_Required task_
Make an exact transcription of the material, leaving out all images.

_Supplied material_

* BEGIN *

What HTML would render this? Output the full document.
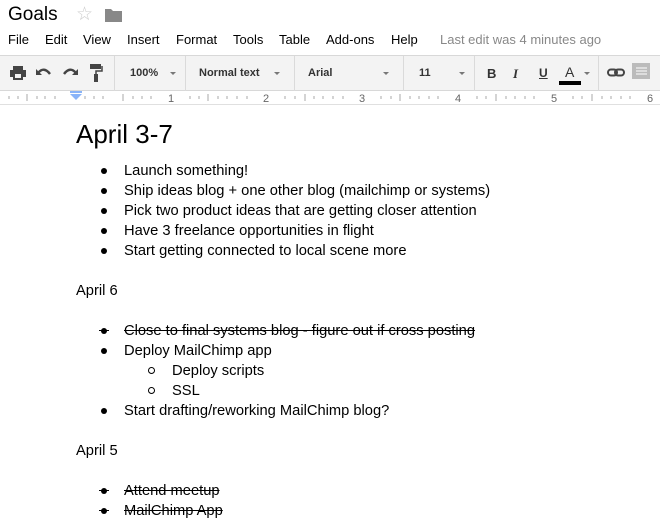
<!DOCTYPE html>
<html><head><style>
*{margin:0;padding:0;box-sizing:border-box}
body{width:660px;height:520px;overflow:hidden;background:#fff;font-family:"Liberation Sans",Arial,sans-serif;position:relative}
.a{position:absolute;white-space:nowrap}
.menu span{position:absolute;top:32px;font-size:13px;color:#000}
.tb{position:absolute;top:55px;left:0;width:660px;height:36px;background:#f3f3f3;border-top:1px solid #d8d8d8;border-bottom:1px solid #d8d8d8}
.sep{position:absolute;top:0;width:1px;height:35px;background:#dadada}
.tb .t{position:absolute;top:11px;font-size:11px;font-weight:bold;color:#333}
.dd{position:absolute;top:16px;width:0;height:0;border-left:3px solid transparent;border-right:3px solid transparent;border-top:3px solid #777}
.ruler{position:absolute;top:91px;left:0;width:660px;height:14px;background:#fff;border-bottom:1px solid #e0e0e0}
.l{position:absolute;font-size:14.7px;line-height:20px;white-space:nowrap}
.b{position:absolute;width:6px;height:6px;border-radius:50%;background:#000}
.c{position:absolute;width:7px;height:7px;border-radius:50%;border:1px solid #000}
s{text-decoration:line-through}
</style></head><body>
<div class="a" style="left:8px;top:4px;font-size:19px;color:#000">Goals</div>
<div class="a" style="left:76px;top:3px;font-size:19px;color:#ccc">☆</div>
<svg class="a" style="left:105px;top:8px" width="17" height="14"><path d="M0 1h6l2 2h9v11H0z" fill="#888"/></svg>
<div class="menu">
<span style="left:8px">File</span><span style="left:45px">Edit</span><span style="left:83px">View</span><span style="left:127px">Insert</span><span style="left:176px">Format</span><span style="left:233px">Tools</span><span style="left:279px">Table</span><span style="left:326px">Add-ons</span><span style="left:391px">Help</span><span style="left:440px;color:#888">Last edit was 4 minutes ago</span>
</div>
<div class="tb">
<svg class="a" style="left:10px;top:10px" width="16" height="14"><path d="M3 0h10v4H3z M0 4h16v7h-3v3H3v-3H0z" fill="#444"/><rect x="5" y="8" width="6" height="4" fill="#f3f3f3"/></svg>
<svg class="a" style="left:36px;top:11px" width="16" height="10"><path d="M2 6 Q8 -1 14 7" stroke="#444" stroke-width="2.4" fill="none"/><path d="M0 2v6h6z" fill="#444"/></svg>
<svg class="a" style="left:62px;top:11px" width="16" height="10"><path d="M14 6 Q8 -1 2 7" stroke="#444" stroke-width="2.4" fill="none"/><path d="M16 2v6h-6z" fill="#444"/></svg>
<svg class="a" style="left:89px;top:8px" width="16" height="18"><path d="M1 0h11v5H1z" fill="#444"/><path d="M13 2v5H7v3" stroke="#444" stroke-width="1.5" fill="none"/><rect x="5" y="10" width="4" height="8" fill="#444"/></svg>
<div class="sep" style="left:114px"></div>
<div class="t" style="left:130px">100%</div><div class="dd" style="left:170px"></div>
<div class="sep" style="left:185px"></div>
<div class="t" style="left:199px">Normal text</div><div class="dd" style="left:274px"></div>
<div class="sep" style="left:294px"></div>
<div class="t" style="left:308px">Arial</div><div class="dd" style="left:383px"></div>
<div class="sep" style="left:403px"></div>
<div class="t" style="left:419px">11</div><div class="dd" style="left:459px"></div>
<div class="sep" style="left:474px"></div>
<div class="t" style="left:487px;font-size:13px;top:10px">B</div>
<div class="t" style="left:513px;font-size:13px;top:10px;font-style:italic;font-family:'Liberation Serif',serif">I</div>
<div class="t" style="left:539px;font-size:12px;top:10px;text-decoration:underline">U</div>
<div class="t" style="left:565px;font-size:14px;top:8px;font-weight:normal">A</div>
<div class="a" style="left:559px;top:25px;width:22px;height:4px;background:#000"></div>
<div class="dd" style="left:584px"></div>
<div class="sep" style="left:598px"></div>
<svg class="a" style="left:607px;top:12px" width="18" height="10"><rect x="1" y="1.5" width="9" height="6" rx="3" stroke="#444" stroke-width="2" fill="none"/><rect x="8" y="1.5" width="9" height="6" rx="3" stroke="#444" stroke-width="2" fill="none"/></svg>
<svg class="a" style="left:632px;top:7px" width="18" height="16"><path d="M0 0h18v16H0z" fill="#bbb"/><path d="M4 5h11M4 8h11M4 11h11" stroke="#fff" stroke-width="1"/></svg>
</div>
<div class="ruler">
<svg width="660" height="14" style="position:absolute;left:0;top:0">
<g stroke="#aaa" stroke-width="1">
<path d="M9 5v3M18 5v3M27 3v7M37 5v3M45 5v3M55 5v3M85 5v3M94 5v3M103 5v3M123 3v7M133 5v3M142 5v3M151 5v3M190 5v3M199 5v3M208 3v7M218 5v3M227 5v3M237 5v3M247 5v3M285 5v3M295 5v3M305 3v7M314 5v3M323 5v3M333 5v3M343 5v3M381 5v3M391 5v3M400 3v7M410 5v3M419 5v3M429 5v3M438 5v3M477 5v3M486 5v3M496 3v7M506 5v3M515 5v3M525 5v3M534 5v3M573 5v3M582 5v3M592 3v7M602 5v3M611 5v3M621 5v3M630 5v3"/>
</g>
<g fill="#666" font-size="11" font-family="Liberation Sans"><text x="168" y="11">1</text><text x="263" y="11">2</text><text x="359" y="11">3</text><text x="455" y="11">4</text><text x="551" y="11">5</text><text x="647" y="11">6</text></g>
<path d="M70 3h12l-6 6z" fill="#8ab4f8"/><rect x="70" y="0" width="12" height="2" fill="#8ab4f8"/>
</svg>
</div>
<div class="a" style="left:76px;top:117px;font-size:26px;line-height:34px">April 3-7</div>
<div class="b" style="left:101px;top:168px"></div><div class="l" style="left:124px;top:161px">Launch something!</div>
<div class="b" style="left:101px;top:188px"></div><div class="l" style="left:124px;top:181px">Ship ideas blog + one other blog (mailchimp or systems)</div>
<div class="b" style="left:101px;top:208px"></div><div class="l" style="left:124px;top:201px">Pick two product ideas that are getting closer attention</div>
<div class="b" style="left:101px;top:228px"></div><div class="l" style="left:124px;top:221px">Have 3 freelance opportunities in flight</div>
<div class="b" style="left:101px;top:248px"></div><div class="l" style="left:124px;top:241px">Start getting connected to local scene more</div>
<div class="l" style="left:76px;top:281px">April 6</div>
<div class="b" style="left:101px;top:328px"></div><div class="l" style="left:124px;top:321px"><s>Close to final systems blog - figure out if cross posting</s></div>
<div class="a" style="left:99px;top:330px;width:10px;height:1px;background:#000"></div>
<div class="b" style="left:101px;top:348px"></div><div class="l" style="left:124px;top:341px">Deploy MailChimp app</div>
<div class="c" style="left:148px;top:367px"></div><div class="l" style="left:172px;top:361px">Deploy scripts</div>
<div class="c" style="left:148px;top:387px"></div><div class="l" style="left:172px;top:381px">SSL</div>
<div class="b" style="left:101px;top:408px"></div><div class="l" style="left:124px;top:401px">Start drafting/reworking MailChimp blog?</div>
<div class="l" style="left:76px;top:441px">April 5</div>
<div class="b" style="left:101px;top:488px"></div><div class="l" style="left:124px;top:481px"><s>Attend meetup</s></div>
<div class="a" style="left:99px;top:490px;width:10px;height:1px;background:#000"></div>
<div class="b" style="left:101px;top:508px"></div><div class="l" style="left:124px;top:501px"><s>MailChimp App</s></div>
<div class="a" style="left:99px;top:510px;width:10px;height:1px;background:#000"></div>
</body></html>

* END *

_Solved exercise_
What HTML would render this? Output the full document.
<!DOCTYPE html>
<html><head><style>
*{margin:0;padding:0;box-sizing:border-box}
body{width:660px;height:520px;overflow:hidden;background:#fff;font-family:"Liberation Sans",Arial,sans-serif;position:relative}
.a{position:absolute;white-space:nowrap}
.menu span{position:absolute;top:32px;font-size:13px;color:#000}
.tb{position:absolute;top:55px;left:0;width:660px;height:36px;background:#f3f3f3;border-top:1px solid #d8d8d8;border-bottom:1px solid #d8d8d8}
.sep{position:absolute;top:0;width:1px;height:35px;background:#dadada}
.tb .t{position:absolute;top:11px;font-size:11px;font-weight:bold;color:#333}
.dd{position:absolute;top:16px;width:0;height:0;border-left:3px solid transparent;border-right:3px solid transparent;border-top:3px solid #777}
.ruler{position:absolute;top:91px;left:0;width:660px;height:14px;background:#fff;border-bottom:1px solid #e0e0e0}
.l{position:absolute;font-size:14.7px;line-height:20px;white-space:nowrap}
.b{position:absolute;width:6px;height:6px;border-radius:50%;background:#000}
.c{position:absolute;width:7px;height:7px;border-radius:50%;border:1px solid #000}
s{text-decoration:line-through}
</style></head><body>
<div class="a" style="left:8px;top:4px;font-size:19px;color:#000">Goals</div>
<div class="a" style="left:76px;top:3px;font-size:19px;color:#ccc">☆</div>
<svg class="a" style="left:105px;top:8px" width="17" height="14"><path d="M0 1h6l2 2h9v11H0z" fill="#888"/></svg>
<div class="menu">
<span style="left:8px">File</span><span style="left:45px">Edit</span><span style="left:83px">View</span><span style="left:127px">Insert</span><span style="left:176px">Format</span><span style="left:233px">Tools</span><span style="left:279px">Table</span><span style="left:326px">Add-ons</span><span style="left:391px">Help</span><span style="left:440px;color:#888">Last edit was 4 minutes ago</span>
</div>
<div class="tb">
<svg class="a" style="left:10px;top:10px" width="16" height="14"><path d="M3 0h10v4H3z M0 4h16v7h-3v3H3v-3H0z" fill="#444"/><rect x="5" y="8" width="6" height="4" fill="#f3f3f3"/></svg>
<svg class="a" style="left:36px;top:11px" width="16" height="10"><path d="M2 6 Q8 -1 14 7" stroke="#444" stroke-width="2.4" fill="none"/><path d="M0 2v6h6z" fill="#444"/></svg>
<svg class="a" style="left:62px;top:11px" width="16" height="10"><path d="M14 6 Q8 -1 2 7" stroke="#444" stroke-width="2.4" fill="none"/><path d="M16 2v6h-6z" fill="#444"/></svg>
<svg class="a" style="left:89px;top:8px" width="16" height="18"><path d="M1 0h11v5H1z" fill="#444"/><path d="M13 2v5H7v3" stroke="#444" stroke-width="1.5" fill="none"/><rect x="5" y="10" width="4" height="8" fill="#444"/></svg>
<div class="sep" style="left:114px"></div>
<div class="t" style="left:130px">100%</div><div class="dd" style="left:170px"></div>
<div class="sep" style="left:185px"></div>
<div class="t" style="left:199px">Normal text</div><div class="dd" style="left:274px"></div>
<div class="sep" style="left:294px"></div>
<div class="t" style="left:308px">Arial</div><div class="dd" style="left:383px"></div>
<div class="sep" style="left:403px"></div>
<div class="t" style="left:419px">11</div><div class="dd" style="left:459px"></div>
<div class="sep" style="left:474px"></div>
<div class="t" style="left:487px;font-size:13px;top:10px">B</div>
<div class="t" style="left:513px;font-size:13px;top:10px;font-style:italic;font-family:'Liberation Serif',serif">I</div>
<div class="t" style="left:539px;font-size:12px;top:10px;text-decoration:underline">U</div>
<div class="t" style="left:565px;font-size:14px;top:8px;font-weight:normal">A</div>
<div class="a" style="left:559px;top:25px;width:22px;height:4px;background:#000"></div>
<div class="dd" style="left:584px"></div>
<div class="sep" style="left:598px"></div>
<svg class="a" style="left:607px;top:12px" width="18" height="10"><rect x="1" y="1.5" width="9" height="6" rx="3" stroke="#444" stroke-width="2" fill="none"/><rect x="8" y="1.5" width="9" height="6" rx="3" stroke="#444" stroke-width="2" fill="none"/></svg>
<svg class="a" style="left:632px;top:7px" width="18" height="16"><path d="M0 0h18v16H0z" fill="#bbb"/><path d="M4 5h11M4 8h11M4 11h11" stroke="#fff" stroke-width="1"/></svg>
</div>
<div class="ruler">
<svg width="660" height="14" style="position:absolute;left:0;top:0">
<g stroke="#aaa" stroke-width="1">
<path d="M9 5v3M18 5v3M27 3v7M37 5v3M45 5v3M55 5v3M85 5v3M94 5v3M103 5v3M123 3v7M133 5v3M142 5v3M151 5v3M190 5v3M199 5v3M208 3v7M218 5v3M227 5v3M237 5v3M247 5v3M285 5v3M295 5v3M305 3v7M314 5v3M323 5v3M333 5v3M343 5v3M381 5v3M391 5v3M400 3v7M410 5v3M419 5v3M429 5v3M438 5v3M477 5v3M486 5v3M496 3v7M506 5v3M515 5v3M525 5v3M534 5v3M573 5v3M582 5v3M592 3v7M602 5v3M611 5v3M621 5v3M630 5v3"/>
</g>
<g fill="#666" font-size="11" font-family="Liberation Sans"><text x="168" y="11">1</text><text x="263" y="11">2</text><text x="359" y="11">3</text><text x="455" y="11">4</text><text x="551" y="11">5</text><text x="647" y="11">6</text></g>
<path d="M70 3h12l-6 6z" fill="#8ab4f8"/><rect x="70" y="0" width="12" height="2" fill="#8ab4f8"/>
</svg>
</div>
<div class="a" style="left:76px;top:117px;font-size:26px;line-height:34px">April 3-7</div>
<div class="b" style="left:101px;top:168px"></div><div class="l" style="left:124px;top:161px">Launch something!</div>
<div class="b" style="left:101px;top:188px"></div><div class="l" style="left:124px;top:181px">Ship ideas blog + one other blog (mailchimp or systems)</div>
<div class="b" style="left:101px;top:208px"></div><div class="l" style="left:124px;top:201px">Pick two product ideas that are getting closer attention</div>
<div class="b" style="left:101px;top:228px"></div><div class="l" style="left:124px;top:221px">Have 3 freelance opportunities in flight</div>
<div class="b" style="left:101px;top:248px"></div><div class="l" style="left:124px;top:241px">Start getting connected to local scene more</div>
<div class="l" style="left:76px;top:281px">April 6</div>
<div class="b" style="left:101px;top:328px"></div><div class="l" style="left:124px;top:321px"><s>Close to final systems blog - figure out if cross posting</s></div>
<div class="a" style="left:99px;top:330px;width:10px;height:1px;background:#000"></div>
<div class="b" style="left:101px;top:348px"></div><div class="l" style="left:124px;top:341px">Deploy MailChimp app</div>
<div class="c" style="left:148px;top:367px"></div><div class="l" style="left:172px;top:361px">Deploy scripts</div>
<div class="c" style="left:148px;top:387px"></div><div class="l" style="left:172px;top:381px">SSL</div>
<div class="b" style="left:101px;top:408px"></div><div class="l" style="left:124px;top:401px">Start drafting/reworking MailChimp blog?</div>
<div class="l" style="left:76px;top:441px">April 5</div>
<div class="b" style="left:101px;top:488px"></div><div class="l" style="left:124px;top:481px"><s>Attend meetup</s></div>
<div class="a" style="left:99px;top:490px;width:10px;height:1px;background:#000"></div>
<div class="b" style="left:101px;top:508px"></div><div class="l" style="left:124px;top:501px"><s>MailChimp App</s></div>
<div class="a" style="left:99px;top:510px;width:10px;height:1px;background:#000"></div>
</body></html>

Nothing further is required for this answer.